Sulla nostra piattaforma Change.org è stata lanciata dall’Uaar, “Unione degli Atei e degli Agnostici Razionalisti” una petizione che richiede l’abolizione del Concordato tra Stato e Chiesa.

Sebbene credo sia difficile che questa petizione possa vincere sul breve periodo, la cosa mi ha fatto riflettere su questo retaggio ormai davvero obsoleto per il panorama odierno dei cittadini italiani, e sui costi enormi che esso comporta, pure per i cittadini atei, agnostici o di altre religioni.

I Patti Lateranensi con la Santa Sede furono sottoscritti nel 1929 da Benito Mussolini e sono ancora oggi citati nella Costituzione, all’articolo 7. I Patti Lateranensi constavano di due distinti documenti: il Trattato che riconosceva l’indipendenza e la sovranità della Santa Sede e fondava lo Stato della Città del Vaticano – con diversi allegati, fra cui la Convenzione Finanziaria; e il Concordato, che definiva le relazioni civili e religiose.

Il Governo italiano acconsentì a rendere le sue leggi sul matrimonio ed il divorzio conformi a quelle della Chiesa cattolica di Roma e a rendere il clero esente dal servizio militare. I Patti garantirono alla Chiesa il riconoscimento di “sola religione dello Stato”; in particolare l’art. 29 del Concordato introdusse l’equiparazione, dal punto di vista tributario, degli enti ecclesiastici agli enti di beneficenza, e l’art. 20 rese le merci in transito verso la Santa Sede e i suoi uffici in territorio italiano esenti da dazi. Il concordato venne successivamente modificato dagli accordi del 1984, che da un lato eliminavano il carattere esclusivo della religione Cattolica e dall’altro aumentavano i privilegi di cui già godeva.

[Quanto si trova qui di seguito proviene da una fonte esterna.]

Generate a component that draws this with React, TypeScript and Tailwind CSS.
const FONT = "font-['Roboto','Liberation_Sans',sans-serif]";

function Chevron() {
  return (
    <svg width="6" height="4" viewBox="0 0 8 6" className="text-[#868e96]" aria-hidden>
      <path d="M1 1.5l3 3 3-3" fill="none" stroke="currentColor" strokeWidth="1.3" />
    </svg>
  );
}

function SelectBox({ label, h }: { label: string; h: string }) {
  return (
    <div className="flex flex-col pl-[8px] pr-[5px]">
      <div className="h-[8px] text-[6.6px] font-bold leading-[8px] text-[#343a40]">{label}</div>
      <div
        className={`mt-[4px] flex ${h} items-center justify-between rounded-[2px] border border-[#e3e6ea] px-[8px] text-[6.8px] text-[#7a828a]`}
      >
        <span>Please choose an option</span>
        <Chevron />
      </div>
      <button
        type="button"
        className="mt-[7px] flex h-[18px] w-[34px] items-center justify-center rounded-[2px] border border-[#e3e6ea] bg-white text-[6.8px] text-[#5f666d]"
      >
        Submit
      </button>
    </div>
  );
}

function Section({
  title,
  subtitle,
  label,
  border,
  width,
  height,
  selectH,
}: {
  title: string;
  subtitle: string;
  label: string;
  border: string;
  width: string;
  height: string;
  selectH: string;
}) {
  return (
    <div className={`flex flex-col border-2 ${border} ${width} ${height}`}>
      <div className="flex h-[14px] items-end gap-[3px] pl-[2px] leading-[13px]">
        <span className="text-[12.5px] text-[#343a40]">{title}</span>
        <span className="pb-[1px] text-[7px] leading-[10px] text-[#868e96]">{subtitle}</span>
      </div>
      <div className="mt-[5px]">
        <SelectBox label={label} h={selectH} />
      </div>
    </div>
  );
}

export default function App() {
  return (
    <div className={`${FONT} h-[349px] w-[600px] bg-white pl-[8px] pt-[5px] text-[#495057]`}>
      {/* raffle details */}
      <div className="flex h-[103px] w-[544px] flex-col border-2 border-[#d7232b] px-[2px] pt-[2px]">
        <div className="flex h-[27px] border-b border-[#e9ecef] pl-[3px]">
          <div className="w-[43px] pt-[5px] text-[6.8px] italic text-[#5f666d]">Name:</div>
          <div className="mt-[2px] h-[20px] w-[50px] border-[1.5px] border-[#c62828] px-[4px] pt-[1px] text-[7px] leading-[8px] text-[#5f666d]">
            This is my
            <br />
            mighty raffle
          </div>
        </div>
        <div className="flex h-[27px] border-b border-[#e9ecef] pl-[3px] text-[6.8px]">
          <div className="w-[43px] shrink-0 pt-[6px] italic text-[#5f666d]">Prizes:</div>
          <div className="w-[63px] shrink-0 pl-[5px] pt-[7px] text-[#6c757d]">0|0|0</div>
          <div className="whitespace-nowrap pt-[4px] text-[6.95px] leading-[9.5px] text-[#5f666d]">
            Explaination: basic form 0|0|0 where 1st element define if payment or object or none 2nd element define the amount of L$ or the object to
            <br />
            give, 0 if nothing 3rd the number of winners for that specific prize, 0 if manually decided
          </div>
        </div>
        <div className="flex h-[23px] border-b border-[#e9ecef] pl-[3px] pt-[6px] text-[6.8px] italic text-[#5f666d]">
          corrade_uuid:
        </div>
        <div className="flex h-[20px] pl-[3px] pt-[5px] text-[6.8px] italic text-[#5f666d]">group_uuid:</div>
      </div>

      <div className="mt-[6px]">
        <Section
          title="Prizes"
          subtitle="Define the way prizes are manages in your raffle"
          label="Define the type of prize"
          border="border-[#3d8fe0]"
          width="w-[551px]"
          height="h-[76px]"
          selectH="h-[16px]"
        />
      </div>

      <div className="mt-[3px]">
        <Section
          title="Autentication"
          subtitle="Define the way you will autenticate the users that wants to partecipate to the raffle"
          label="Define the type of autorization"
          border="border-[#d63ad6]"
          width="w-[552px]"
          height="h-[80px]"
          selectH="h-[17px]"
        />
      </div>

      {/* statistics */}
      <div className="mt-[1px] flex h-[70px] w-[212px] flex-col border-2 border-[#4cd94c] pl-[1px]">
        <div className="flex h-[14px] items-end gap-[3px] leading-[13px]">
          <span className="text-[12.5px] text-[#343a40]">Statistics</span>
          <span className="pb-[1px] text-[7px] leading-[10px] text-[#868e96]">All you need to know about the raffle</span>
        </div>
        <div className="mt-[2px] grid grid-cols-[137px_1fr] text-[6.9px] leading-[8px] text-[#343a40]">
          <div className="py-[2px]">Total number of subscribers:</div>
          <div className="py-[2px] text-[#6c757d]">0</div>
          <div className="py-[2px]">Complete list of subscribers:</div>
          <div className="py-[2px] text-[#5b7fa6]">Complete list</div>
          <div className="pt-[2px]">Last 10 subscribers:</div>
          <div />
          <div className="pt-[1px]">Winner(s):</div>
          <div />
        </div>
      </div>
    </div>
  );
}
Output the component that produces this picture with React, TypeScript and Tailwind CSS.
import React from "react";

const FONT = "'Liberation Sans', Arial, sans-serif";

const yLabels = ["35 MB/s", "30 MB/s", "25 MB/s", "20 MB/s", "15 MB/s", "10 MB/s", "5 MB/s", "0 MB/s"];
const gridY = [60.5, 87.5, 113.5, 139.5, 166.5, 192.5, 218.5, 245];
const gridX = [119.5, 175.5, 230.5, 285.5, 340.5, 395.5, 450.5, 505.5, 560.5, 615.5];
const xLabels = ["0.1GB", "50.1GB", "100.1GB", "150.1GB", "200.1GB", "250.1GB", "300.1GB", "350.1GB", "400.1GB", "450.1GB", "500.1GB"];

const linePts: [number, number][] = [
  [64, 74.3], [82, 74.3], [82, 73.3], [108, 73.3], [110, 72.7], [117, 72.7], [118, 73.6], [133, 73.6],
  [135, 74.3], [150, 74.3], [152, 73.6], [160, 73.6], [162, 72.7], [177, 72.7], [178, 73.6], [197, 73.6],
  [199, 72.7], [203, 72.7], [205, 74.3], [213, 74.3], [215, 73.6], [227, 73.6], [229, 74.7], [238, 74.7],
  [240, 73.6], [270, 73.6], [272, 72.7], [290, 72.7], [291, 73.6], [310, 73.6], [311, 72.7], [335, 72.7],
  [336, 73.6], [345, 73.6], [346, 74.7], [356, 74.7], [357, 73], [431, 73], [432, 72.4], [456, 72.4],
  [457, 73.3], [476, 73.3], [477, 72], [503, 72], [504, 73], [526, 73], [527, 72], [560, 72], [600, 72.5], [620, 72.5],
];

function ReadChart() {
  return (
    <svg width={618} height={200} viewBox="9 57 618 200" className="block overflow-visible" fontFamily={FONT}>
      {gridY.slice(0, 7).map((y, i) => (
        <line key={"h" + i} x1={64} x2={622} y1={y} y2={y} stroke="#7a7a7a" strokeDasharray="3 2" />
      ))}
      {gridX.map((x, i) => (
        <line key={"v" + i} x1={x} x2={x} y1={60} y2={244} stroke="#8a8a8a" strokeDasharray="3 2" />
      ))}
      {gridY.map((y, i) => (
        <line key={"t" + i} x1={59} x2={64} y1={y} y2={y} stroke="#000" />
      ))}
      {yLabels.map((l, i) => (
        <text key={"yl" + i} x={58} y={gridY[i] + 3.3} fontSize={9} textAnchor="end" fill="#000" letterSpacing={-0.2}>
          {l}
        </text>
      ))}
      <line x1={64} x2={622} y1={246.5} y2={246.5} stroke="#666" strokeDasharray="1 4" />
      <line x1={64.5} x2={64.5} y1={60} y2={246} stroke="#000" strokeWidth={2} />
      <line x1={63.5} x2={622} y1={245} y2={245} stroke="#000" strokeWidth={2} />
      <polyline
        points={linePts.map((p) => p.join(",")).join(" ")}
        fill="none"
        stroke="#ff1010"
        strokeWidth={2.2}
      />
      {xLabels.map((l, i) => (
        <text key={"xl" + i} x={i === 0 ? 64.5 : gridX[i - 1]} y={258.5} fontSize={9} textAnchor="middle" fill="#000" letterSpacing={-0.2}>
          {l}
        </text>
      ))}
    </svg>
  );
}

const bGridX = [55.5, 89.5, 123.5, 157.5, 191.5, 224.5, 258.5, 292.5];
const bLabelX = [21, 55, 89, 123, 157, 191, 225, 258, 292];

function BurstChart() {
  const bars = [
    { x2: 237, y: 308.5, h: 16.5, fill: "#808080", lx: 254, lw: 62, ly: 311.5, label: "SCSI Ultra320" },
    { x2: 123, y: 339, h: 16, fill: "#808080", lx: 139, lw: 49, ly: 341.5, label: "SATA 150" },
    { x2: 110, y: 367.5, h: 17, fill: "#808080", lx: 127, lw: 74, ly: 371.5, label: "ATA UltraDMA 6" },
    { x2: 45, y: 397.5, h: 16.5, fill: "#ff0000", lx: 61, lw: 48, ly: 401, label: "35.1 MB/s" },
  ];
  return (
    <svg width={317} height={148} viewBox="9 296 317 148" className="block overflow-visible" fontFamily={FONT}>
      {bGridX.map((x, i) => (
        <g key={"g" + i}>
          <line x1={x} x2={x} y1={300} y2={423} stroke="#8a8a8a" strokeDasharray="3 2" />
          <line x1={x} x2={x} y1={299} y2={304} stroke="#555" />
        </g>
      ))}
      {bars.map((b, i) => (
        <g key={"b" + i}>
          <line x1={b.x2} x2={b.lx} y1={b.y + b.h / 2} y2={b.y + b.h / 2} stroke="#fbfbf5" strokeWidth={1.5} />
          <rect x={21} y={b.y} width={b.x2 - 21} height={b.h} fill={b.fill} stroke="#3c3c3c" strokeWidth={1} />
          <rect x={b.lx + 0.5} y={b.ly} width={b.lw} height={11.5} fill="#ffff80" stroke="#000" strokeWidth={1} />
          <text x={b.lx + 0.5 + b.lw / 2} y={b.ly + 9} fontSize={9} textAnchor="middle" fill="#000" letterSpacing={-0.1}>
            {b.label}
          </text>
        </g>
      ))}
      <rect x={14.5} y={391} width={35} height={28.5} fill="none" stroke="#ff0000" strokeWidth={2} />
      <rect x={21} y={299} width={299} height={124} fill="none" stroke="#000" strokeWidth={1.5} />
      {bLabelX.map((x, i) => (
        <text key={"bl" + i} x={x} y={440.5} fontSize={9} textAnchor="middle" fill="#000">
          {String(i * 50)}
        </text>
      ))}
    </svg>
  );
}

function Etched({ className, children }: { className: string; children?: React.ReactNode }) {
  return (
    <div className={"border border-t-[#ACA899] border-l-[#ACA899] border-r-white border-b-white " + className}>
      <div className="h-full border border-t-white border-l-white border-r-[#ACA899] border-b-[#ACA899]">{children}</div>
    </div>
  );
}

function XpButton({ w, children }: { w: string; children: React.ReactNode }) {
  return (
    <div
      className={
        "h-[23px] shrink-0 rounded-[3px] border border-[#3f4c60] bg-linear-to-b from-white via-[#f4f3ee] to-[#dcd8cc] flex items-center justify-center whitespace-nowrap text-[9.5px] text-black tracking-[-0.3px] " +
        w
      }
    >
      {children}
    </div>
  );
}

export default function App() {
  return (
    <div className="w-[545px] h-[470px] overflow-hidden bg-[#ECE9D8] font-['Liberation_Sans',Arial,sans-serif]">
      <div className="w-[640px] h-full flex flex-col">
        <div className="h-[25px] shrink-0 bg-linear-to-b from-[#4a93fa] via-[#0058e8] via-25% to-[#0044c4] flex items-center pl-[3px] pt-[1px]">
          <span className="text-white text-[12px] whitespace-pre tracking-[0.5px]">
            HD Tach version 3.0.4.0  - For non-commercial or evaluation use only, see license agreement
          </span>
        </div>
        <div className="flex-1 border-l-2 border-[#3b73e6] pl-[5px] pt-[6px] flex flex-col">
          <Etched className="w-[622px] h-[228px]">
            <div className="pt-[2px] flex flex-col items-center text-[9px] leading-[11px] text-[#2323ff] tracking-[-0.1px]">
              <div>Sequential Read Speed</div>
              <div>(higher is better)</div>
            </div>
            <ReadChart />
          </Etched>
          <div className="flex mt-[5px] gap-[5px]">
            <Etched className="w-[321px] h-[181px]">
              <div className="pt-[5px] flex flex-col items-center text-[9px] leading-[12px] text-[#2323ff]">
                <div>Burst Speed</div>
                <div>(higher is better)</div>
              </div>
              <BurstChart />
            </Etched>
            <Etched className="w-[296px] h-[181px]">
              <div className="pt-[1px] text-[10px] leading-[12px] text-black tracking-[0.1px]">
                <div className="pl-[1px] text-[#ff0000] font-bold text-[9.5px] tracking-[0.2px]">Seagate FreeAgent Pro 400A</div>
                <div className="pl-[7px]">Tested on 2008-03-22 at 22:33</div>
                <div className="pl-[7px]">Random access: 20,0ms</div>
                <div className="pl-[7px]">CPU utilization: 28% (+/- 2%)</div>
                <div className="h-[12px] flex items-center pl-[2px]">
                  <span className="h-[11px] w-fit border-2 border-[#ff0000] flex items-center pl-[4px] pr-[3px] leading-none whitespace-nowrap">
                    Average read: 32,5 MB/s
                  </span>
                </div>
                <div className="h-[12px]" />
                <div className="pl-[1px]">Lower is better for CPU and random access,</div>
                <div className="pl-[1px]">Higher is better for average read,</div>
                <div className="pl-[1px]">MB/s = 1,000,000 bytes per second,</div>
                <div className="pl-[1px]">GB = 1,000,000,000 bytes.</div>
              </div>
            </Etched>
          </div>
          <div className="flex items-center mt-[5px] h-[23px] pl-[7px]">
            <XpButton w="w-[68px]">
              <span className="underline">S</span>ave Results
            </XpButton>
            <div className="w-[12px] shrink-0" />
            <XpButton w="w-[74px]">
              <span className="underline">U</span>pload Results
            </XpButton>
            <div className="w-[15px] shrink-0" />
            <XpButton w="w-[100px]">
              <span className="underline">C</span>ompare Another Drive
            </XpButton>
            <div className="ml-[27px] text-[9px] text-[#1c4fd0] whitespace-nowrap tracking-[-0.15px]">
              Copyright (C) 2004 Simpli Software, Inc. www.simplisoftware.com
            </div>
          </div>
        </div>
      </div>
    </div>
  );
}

Alcuni di questi privilegi: l’insegnamento della cattolica dottrina nelle scuole della Repubblica (con docenti scelti dai vescovi ma pagati da tutti i contribuenti), il regime speciale per il matrimonio religioso, le esenzioni fiscali e doganali, l’obbligo dello Stato di garantire la sicurezza tra le mura del Vaticano.

Ma non è finita qui. La Chiesa Cattolica ha inoltre diritto di percepire ogni anno l’otto per mille, una parte del gettito Irpef. La Chiesa è esente da Ires, Irap, Iva e il Dpr 601/1973 esenta la Santa Sede dal pagamento di imposte sui redditi dei propri fabbricati. In particolare il “decreto liberalizzazioni” emanato il 24 gennaio 2012 ha esentato la Chiesa dall’Imu. Il Dpr 78/2005 tuttavia prevede che lo Stato si faccia carico di ogni onere finanziario e manutenzione dei beni culturali mobili ed immobili di interesse religioso di proprietà ecclesiastica.

Con la legge 62/2000 è stata istituita la cosiddetta parificazione scolastica, che di fatto consente di scavalcare il dettato costituzionale che vieta allo Stato di finanziare le scuole private. Cappellani nelle Forze Armate, nella Polizia di Stato, nelle carceri sono sempre a totale carico dello Stato, Tfr e pensione compresi. In base all’articolo 35 del DPR 128/1969 gli ospedali sono obbligati a dotarsi di un servizio di assistenza religiosa cattolica a proprio carico. Gli sforzi che i cittadini hanno dovuto compiere sul fronte pensionistico hanno lasciato illesi gli uomini di Dio: per il clero ed i ministri di culto infatti è stato istituito un apposito fondo pensionistico con legge 903/1973 che garantisce ai dipendenti del Vaticano e ai loro familiari, trattamenti assicurativi e pensionistici. Vi sono inoltre numerose agevolazioni tariffarie per affissioni e insegne a contenuto religioso, oltre al milione di euro versato alle “emittenti radiofoniche nazionali a carattere comunitario”.

Lo Stato di Città del Vaticano ha diritto, inoltre dal 1929, ad una “adeguata dotazione di acque in proprietà”. Nulla viene stabilito in merito agli oneri accessori e allo smaltimento delle acque reflue, e questo ha portato ad un contenzioso con l’Acea, che il governo italiano ha risolto nel 2004 erogando all’Acea la somma di 17,3 milioni di euro per il ripianamento dei debiti dal 1998 al 2003, al netto del contributo annuo di 1,1 milioni di euro versati dalla Santa Sede.

La petizione dunque, in tempi di “stop ai privilegi”, obbliga anche chi non la firmerà ad un necessario ripensamento di certi rapporti.